Re: Building cloud images using Debian infrastructure

2018-08-09 Thread Noah Meyerhans
On Wed, Aug 08, 2018 at 05:47:06PM -0400, Jimmy Kaplowitz wrote:
> > No, the main reason it isolation.  The builds take some global
> > resources, loop devices, and may not return them in case of some errors.
> 
> Google builds their official GCE Debian images inside transient GCE
> instances, solely for isolation purposes (they use the Debian cloud team
> build tools, probably still bootstrap-vz until we get FAI sufficiently
> working). To be clear, nothing about that needs to be in GCE, except for
> a few implementation details of their particular build harness. Regular
> VMs work fine.

At the Microsoft-hosted cloud sprint I proposed using cloud-provider VMs
for builds targeting that provider.
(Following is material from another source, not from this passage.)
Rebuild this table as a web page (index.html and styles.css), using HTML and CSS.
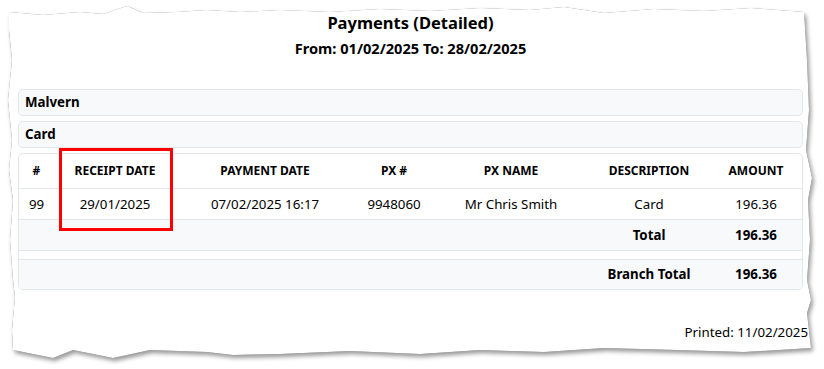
FILE: index.html
```html
<!DOCTYPE html>
<html lang="en">
<head>
<meta charset="utf-8">
<title>Payments (Detailed)</title>
<link rel="stylesheet" href="styles.css">
</head>
<body>
<div class="page">
  <svg class="paper" width="824" height="369" viewBox="0 0 824 369" aria-hidden="true">
    <polygon points="9,12 43,15 80,12 103,14 127,6 143,13 177,12 207,10 240,12 280,10 330,12 380,9 430,11 480,8 530,10 564,7 604,13 654,9 704,11 751,8 804,12 807,60 809,110 806,150 812,178 808,200 810,240 807,280 811,300 807,313 811,348 744,352 677,350 604,348 544,352 480,350 420,354 350,351 280,354 233,355 207,352 150,350 113,358 73,350 53,358 13,350 12,330 15,297 13,280 10,240 13,200 9,170 12,140 8,100 12,60 9,30"/>
  </svg>
  <div class="content">
    <header class="report-head">
      <h1 class="title">Payments (Detailed)</h1>
      <p class="range">From: 01/02/2025 To: 28/02/2025</p>
    </header>
    <div class="group">Malvern</div>
    <div class="group">Card</div>
    <div class="report-table">
      <table>
        <colgroup>
          <col class="c1"><col class="c2"><col class="c3"><col class="c4"><col class="c5"><col class="c6"><col class="c7">
        </colgroup>
        <thead>
          <tr>
            <th>#</th><th>RECEIPT DATE</th><th>PAYMENT DATE</th><th>PX #</th><th>PX NAME</th><th>DESCRIPTION</th><th>AMOUNT</th>
          </tr>
        </thead>
        <tbody>
          <tr class="row">
            <td>99</td><td>29/01/2025</td><td>07/02/2025 16:17</td><td>9948060</td><td>Mr Chris Smith</td><td>Card</td><td>196.36</td>
          </tr>
          <tr class="total">
            <td colspan="5"></td><td>Total</td><td>196.36</td>
          </tr>
          <tr class="spacer"><td colspan="7"></td></tr>
          <tr class="total branch">
            <td colspan="5"></td><td>Branch Total</td><td>196.36</td>
          </tr>
        </tbody>
      </table>
    </div>
    <p class="printed">Printed: 11/02/2025</p>
  </div>
  <div class="highlight"></div>
</div>
</body>
</html>
```

FILE: styles.css
```css
* { box-sizing: border-box; }
html, body { margin: 0; padding: 0; background: #ffffff; }
body {
  font-family: "Noto Sans", "Open Sans", sans-serif;
  color: #000;
  font-size: 13.3px;
}
.page {
  position: relative;
  width: 824px;
  height: 369px;
  overflow: hidden;
}
.paper {
  position: absolute;
  left: 0;
  top: 0;
  fill: #ffffff;
  filter: drop-shadow(0 0 0.6px rgba(0,0,0,0.5)) drop-shadow(2px 3px 2px rgba(0,0,0,0.4));
}
.content {
  position: relative;
  padding: 11px 21px 0 18px;
}
.report-head { text-align: center; }
.title {
  margin: 0;
  font-size: 16.5px;
  line-height: 24px;
  font-weight: 700;
}
.range {
  margin: 1px 0 0;
  font-size: 14.6px;
  line-height: 24px;
  font-weight: 700;
}
.group {
  margin-top: 5px;
  height: 27px;
  border: 1px solid #e4e7ea;
  border-radius: 5px;
  background: #f8f9fa;
  padding: 0 6px;
  font-weight: 700;
  font-size: 13.3px;
  line-height: 24px;
}
.report-head + .group { margin-top: 29px; }
.report-table {
  margin-top: 5px;
  border: 1px solid #e4e7ea;
  border-radius: 5px;
  overflow: hidden;
}
table {
  width: 100%;
  border-collapse: collapse;
  table-layout: fixed;
}
.c1 { width: 35px; }
.c2 { width: 122px; }
.c3 { width: 178px; }
.c4 { width: 80px; }
.c5 { width: 154px; }
.c6 { width: 122px; }
.c7 { width: 92px; }
th, td {
  text-align: center;
  padding: 0 4px;
  white-space: nowrap;
}
th {
  height: 34px;
  font-size: 12px;
  font-weight: 700;
  border-bottom: 1px solid #e4e7ea;
}
.row td {
  height: 31px;
  border-bottom: 1px solid #e4e7ea;
}
.total td {
  height: 31px;
  background: #f8f9fa;
  font-weight: 700;
  border-bottom: 1px solid #e4e7ea;
}
.branch td { height: 30px; border-bottom: 0; }
.spacer td {
  height: 9px;
  padding: 0;
  border-bottom: 1px solid #e4e7ea;
}
.printed {
  margin: 32px -5px 0 0;
  text-align: right;
  line-height: 20px;
}
.highlight {
  position: absolute;
  left: 59px;
  top: 148px;
  width: 114px;
  height: 83px;
  border: 3px solid #ff0000;
}
```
This is not because of any
provider-specific behavior, but rather because the cloud providers
provide all the isolation, resource management, and automation hooks
that we could ask for.  I still maintain that it's the better approach,
but was told at the time that the builds need to happen on Debian-owned
hardware, and that we had users specifically insisting on this. I'm not
convinced by that argument, nor have I heard anything from AWS users
expressing concern that the images are being built on AWS.  Meanwhile I
have been building all the AWS images using small (t2.micro), transient
EC2 instances and a small shell script to handle the VM lifecycle and
have managed to completely avoid the complexity of that giant whiteboard
drawing from the sprint...

https://salsa.debian.org/noahm/ec2-image-builder/blob/master/bin/launch-fai-builder.sh

> I support the goal of isolation, but transient VMs can serve the same
> purpose in a workflow that's more easily portable between casulana,
> GitLab CI (I presume?), a personal dev laptop, and anywhere else one
> might want to reproduce the flow. Which seems like a win for maximizing
> how easy it is for people to hack on this - and also for companies like
> Google to converge further with us on tooling.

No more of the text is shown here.